アサクサゲンキは1200mでしか勝ち鞍はないが。

 今年は、自身の手綱で2走前に小倉2歳ステークスを制したアサクサゲンキ(牡、父ストーミーアトランティック、栗東・音無秀孝厩舎)で参戦する。芝1200mでしか勝ち鞍はなく、芝1400mの前走、京王杯2歳ステークスでは3着。マイルは今回が初めてと、やや距離に不安がある。距離をもたせるため、序盤は後方に控えて力を溜めて、末脚勝負に出ることになるのか。

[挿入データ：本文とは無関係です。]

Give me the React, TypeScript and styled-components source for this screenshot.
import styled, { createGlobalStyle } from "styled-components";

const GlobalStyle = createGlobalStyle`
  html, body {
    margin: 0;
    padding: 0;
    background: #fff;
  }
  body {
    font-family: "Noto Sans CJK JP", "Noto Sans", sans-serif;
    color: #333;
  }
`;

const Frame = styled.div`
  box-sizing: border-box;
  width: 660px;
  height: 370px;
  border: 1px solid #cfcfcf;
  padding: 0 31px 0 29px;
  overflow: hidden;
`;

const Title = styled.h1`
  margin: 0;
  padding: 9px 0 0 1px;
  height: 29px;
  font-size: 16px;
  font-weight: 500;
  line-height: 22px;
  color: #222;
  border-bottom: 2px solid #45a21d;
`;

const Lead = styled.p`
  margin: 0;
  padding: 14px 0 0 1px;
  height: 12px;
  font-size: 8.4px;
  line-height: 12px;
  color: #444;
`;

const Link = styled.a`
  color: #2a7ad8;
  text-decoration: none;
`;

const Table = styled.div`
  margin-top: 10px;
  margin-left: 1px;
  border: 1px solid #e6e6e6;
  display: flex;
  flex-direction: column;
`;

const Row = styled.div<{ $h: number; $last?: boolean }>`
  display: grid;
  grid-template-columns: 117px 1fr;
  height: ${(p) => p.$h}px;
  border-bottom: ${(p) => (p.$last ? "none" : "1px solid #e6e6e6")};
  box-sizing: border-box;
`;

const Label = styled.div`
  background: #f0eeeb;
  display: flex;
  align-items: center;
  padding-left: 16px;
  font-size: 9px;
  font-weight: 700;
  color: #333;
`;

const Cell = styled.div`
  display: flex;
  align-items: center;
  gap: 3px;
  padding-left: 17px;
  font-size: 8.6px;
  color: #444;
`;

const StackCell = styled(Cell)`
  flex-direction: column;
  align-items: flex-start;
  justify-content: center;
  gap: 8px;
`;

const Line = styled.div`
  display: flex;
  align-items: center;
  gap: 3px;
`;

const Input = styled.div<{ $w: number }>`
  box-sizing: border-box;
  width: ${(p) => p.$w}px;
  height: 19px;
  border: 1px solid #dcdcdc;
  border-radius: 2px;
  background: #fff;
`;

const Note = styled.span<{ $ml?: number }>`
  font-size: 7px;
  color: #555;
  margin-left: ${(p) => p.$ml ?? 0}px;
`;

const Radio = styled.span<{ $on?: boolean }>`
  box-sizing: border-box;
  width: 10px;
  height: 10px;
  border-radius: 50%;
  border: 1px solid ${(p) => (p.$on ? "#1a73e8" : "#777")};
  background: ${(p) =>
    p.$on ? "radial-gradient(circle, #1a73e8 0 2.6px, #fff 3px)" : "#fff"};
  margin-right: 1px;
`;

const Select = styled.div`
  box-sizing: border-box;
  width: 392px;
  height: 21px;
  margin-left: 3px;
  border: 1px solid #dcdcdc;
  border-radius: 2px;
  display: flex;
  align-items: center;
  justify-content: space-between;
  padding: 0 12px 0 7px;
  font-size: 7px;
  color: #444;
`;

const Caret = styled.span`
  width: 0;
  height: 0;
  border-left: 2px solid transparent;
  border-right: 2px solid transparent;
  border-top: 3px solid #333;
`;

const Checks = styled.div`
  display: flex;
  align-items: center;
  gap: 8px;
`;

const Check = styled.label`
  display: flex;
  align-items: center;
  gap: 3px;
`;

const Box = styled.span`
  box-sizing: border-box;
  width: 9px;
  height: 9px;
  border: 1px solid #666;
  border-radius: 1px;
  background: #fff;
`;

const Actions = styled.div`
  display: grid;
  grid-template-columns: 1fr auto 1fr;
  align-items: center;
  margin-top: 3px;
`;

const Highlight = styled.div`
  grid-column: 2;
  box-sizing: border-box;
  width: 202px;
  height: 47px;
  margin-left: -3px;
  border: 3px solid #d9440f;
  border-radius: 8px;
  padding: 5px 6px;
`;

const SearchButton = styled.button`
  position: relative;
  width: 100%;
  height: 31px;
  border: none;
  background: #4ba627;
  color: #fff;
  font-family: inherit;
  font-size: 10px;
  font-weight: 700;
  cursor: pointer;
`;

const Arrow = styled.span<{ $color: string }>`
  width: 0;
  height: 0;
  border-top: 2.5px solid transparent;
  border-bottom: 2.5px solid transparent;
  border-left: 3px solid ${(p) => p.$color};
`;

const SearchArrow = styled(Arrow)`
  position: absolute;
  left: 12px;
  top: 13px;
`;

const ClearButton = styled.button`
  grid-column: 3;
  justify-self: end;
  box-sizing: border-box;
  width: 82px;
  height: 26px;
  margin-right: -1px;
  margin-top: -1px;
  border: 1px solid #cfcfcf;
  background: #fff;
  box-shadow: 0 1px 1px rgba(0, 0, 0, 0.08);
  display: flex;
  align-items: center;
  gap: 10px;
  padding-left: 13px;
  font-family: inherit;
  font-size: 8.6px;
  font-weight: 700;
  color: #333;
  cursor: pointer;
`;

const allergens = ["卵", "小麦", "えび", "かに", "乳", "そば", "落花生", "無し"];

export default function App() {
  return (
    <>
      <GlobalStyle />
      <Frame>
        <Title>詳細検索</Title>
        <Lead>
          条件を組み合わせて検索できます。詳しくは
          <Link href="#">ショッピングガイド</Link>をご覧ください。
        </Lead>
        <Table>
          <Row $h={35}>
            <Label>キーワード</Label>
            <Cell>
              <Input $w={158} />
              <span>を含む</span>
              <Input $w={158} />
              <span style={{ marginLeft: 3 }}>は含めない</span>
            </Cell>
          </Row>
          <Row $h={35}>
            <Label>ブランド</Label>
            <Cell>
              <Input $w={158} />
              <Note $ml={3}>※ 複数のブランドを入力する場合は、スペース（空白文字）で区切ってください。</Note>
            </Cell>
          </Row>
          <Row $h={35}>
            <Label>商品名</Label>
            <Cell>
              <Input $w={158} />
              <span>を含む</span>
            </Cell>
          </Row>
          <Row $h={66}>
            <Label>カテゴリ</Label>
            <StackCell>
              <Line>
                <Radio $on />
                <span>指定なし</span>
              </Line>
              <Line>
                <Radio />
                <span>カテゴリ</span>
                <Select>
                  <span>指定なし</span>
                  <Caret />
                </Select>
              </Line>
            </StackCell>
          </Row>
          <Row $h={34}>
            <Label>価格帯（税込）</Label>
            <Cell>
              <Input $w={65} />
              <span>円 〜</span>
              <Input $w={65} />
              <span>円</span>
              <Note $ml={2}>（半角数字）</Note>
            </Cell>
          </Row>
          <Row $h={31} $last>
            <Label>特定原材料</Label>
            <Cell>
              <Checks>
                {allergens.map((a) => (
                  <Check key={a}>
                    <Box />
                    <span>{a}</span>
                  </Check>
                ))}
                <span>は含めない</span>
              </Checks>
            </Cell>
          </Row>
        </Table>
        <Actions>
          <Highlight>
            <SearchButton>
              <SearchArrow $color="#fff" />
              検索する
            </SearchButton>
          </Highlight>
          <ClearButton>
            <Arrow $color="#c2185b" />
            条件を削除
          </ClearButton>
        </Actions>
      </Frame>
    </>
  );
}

 厳しい戦いになりそうだが、武が話しているように、この時期のレースは、やってみないとわからない。すべての馬が成長途上なので、ちょっとしたことが勝敗を左右する。

 ふと思ったのだが、武が今年の朝日杯を勝てば、暫定的にGI完全制覇と言えるのではないか。まだホープフルステークスが残っているとはいえ、その時点で出場可能なGIはすべて勝ったことになるのだから。

 今週、武は「2017年度ロンジンIFHA国際功労賞」を受賞した。2013年に創設されて以来、騎手が受賞するのも、日本人が受賞するのも初めてのことだ。JRA・GIを74勝、地方と海外を加えるとGIを100勝以上している名手が、また新たな金字塔を打ち立てるか、注目したい。